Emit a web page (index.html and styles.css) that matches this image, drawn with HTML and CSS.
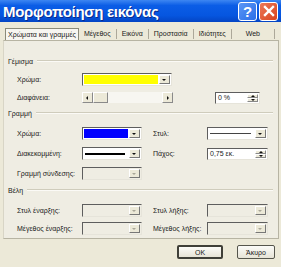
FILE: index.html
```html
<!DOCTYPE html>
<html lang="el">
<head>
    <meta charset="UTF-8">
    <title>Μορφοποίηση εικόνας</title>
    <link rel="stylesheet" href="styles.css">
</head>
<body>

<div class="dialog">
    <div class="titlebar">
        <span class="title">Μορφοποίηση εικόνας</span>
        <span class="tbtn help">?</span>
        <span class="tbtn close">
            <svg width="12" height="12" viewBox="0 0 12 12"><path d="M2 2L10 10M10 2L2 10" stroke="#fff" stroke-width="2.4" stroke-linecap="square"/></svg>
        </span>
    </div>

    <div class="tabs">
        <span class="tab active">Χρώματα και γραμμές</span>
        <span class="tab">Μέγεθος</span>
        <span class="tab">Εικόνα</span>
        <span class="tab">Προστασία</span>
        <span class="tab">Ιδιότητες</span>
        <span class="tab web">Web</span>
    </div>

    <div class="panel">
        <div class="group">Γέμισμα</div>
        <div class="row r-fill1">
            <span class="label">Χρώμα:</span>
            <span class="combo wide"><span class="field swatch yellow"></span><span class="drop"></span></span>
        </div>
        <div class="row r-fill2">
            <span class="label">Διαφάνεια:</span>
            <span class="scroll">
                <span class="sbtn left"></span>
                <span class="thumb"></span>
                <span class="track"></span>
                <span class="sbtn right"></span>
            </span>
            <span class="spin pct"><span class="field">0 %</span><span class="arrows"><i class="up"></i><i class="down"></i></span></span>
        </div>

        <div class="group">Γραμμή</div>
        <div class="row first">
            <span class="label">Χρώμα:</span>
            <span class="combo"><span class="field swatch blue"></span><span class="drop"></span></span>
            <span class="label2">Στυλ:</span>
            <span class="combo right"><span class="field"><span class="stroke thin"></span></span><span class="drop"></span></span>
        </div>
        <div class="row">
            <span class="label">Διακεκομμένη:</span>
            <span class="combo"><span class="field"><span class="stroke thick"></span></span><span class="drop"></span></span>
            <span class="label2">Πάχος:</span>
            <span class="spin right"><span class="field">0,75 εκ.</span><span class="arrows"><i class="up"></i><i class="down"></i></span></span>
        </div>
        <div class="row">
            <span class="label">Γραμμή σύνδεσης:</span>
            <span class="combo off"><span class="field"></span><span class="drop"></span></span>
        </div>

        <div class="group">Βέλη</div>
        <div class="row first">
            <span class="label">Στυλ έναρξης:</span>
            <span class="combo off"><span class="field"></span><span class="drop"></span></span>
            <span class="label2">Στυλ λήξης:</span>
            <span class="combo right off"><span class="field"></span><span class="drop"></span></span>
        </div>
        <div class="row short">
            <span class="label">Μέγεθος έναρξης:</span>
            <span class="combo off"><span class="field"></span><span class="drop"></span></span>
            <span class="label2">Μέγεθος λήξης:</span>
            <span class="combo right off"><span class="field"></span><span class="drop"></span></span>
        </div>
    </div>

    <div class="buttons">
        <button class="btn default">OK</button>
        <button class="btn cancel">Άκυρο</button>
    </div>
</div>

</body>
</html>
```

FILE: styles.css
```css
body {
    margin: 0;
    background: #ece9d8;
    font-family: "Liberation Sans", Arial, sans-serif;
    font-size: 7px;
    color: #1a1a1a;
}
.dialog {
    width: 281px;
    height: 267px;
    overflow: hidden;
}

/* title bar */
.titlebar {
    height: 22px;
    display: flex;
    align-items: center;
    padding: 0 3px 0 3px;
    background: linear-gradient(#3d86f2, #0b5de6 25%, #0656e0 70%, #0445c4);
}
.title {
    flex: 1;
    color: #fff;
    font-size: 15px;
    font-weight: bold;
    letter-spacing: -0.3px;
    text-shadow: 1px 1px 0 #0a2a8a;
}
.tbtn {
    width: 17px;
    height: 17px;
    border: 1px solid #fff;
    border-radius: 3px;
    display: flex;
    align-items: center;
    justify-content: center;
    color: #fff;
    font-weight: bold;
    font-size: 15px;
}
.help {
    background: linear-gradient(135deg, #5b97f5, #2a6ee8);
    margin-right: 2px;
}
.close {
    background: linear-gradient(135deg, #ec7a5a, #d9431e);
}

/* tabs */
.tabs {
    display: flex;
    align-items: center;
    height: 12px;
    margin-top: 6px;
    padding-left: 5px;
}
.tab {
    padding: 0 5px;
    height: 10px;
    line-height: 10px;
    border-right: 1px solid #aca899;
}
.tab.active {
    height: 11px;
    line-height: 11px;
    padding: 0 2px;
    border: 1px solid #8b8b7a;
    border-bottom: none;
    background: #f7f6f1;
}
.tab.web {
    padding: 0 14px;
}

/* panel */
.panel {
    margin: 0 0 0 3px;
    width: 270px;
    height: 197px;
    border: 1px solid #b7b4a3;
    border-left-color: #d8d5c6;
    background: #efede3;
    padding: 0 0 0 4px;
    box-sizing: content-box;
}
.group {
    display: flex;
    align-items: center;
    height: 10px;
    margin-top: 5px;
    margin-right: 5px;
}
.group:first-child {
    margin-top: 15px;
}
.group::after {
    content: "";
    flex: 1;
    margin-left: 4px;
    border-top: 1px solid #cfccbc;
    border-bottom: 1px solid #fbfaf6;
}
.row {
    display: flex;
    align-items: center;
    height: 13px;
    margin-top: 7px;
    padding-left: 9px;
}
.row.first {
    margin-top: 9px;
}
.row.short {
    margin-top: 5px;
}
.r-fill2 {
    margin-top: 6px;
    height: 11px;
}
.label {
    width: 65px;
}
.label2 {
    width: 54px;
    margin-left: 11px;
}

/* combo boxes */
.combo {
    display: flex;
    width: 60px;
    height: 13px;
    box-sizing: border-box;
    border: 1px solid;
    border-color: #5e5e5e #e6e4da #e6e4da #5e5e5e;
    background: #fff;
    padding: 1px;
}
.combo.wide {
    width: 90px;
}
.combo.right {
    width: 61px;
}
.field {
    flex: 1;
    display: flex;
    align-items: center;
    padding-left: 1px;
}
.swatch.yellow {
    background: #ffff00;
    margin-right: 1px;
}
.swatch.blue {
    background: #0000ff;
    margin-right: 1px;
}
.stroke {
    display: block;
    width: 100%;
    margin-right: 4px;
    background: #000;
}
.stroke.thin {
    height: 1px;
    background: #444;
}
.stroke.thick {
    height: 2px;
}
.drop {
    width: 9px;
    background: #ece9d8;
    border: 1px solid;
    border-color: #fff #777 #777 #fff;
    position: relative;
}
.drop::after {
    content: "";
    position: absolute;
    left: 2px;
    top: 3px;
    border-left: 2px solid transparent;
    border-right: 2px solid transparent;
    border-top: 2px solid #111;
}
.combo.off {
    background: #efede3;
}
.combo.off .drop::after {
    border-top-color: #a8a697;
}

/* scrollbar */
.scroll {
    display: flex;
    width: 91px;
    height: 11px;
    background: #f7f6f1;
}
.sbtn, .thumb {
    width: 11px;
    box-sizing: border-box;
    background: #ece9d8;
    border: 1px solid;
    border-color: #fff #8a8a8a #8a8a8a #fff;
    position: relative;
}
.thumb {
    width: 15px;
}
.track {
    flex: 1;
}
.sbtn::after {
    content: "";
    position: absolute;
    top: 3px;
    border-top: 2px solid transparent;
    border-bottom: 2px solid transparent;
}
.sbtn.left::after {
    left: 3px;
    border-right: 2px solid #111;
}
.sbtn.right::after {
    left: 4px;
    border-left: 2px solid #111;
}

/* spinners */
.spin {
    display: flex;
    height: 12px;
    box-sizing: border-box;
    border: 1px solid;
    border-color: #5e5e5e #e6e4da #e6e4da #5e5e5e;
    background: #fff;
    padding: 1px;
}
.spin.pct {
    width: 45px;
    margin-left: 42px;
}
.spin.right {
    width: 61px;
}
.arrows {
    width: 11px;
    display: flex;
    flex-direction: column;
}
.arrows i {
    flex: 1;
    background: #ece9d8;
    border: 1px solid;
    border-color: #fff #888 #888 #fff;
    position: relative;
}
.arrows i::after {
    content: "";
    position: absolute;
    left: 3px;
    top: 0;
    border-left: 2px solid transparent;
    border-right: 2px solid transparent;
}
.arrows .up::after {
    border-bottom: 2px solid #111;
}
.arrows .down::after {
    border-top: 2px solid #111;
}

/* bottom buttons */
.buttons {
    display: flex;
    justify-content: flex-end;
    margin-top: 6px;
    padding-right: 6px;
}
.btn {
    height: 14px;
    padding: 0;
    font-family: inherit;
    font-size: 7px;
    color: #1a1a1a;
    background: linear-gradient(#fbfbf8, #e6e3d6);
    border: 1px solid #55554c;
    border-radius: 2px;
}
.btn.default {
    width: 46px;
    border: 2px solid #3f3f38;
}
.btn.cancel {
    width: 38px;
    margin-left: 14px;
}
```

-- What you have to do --
Say how many lines of the data include the word "index". Nothing other than the number should be given.

-- Result --
2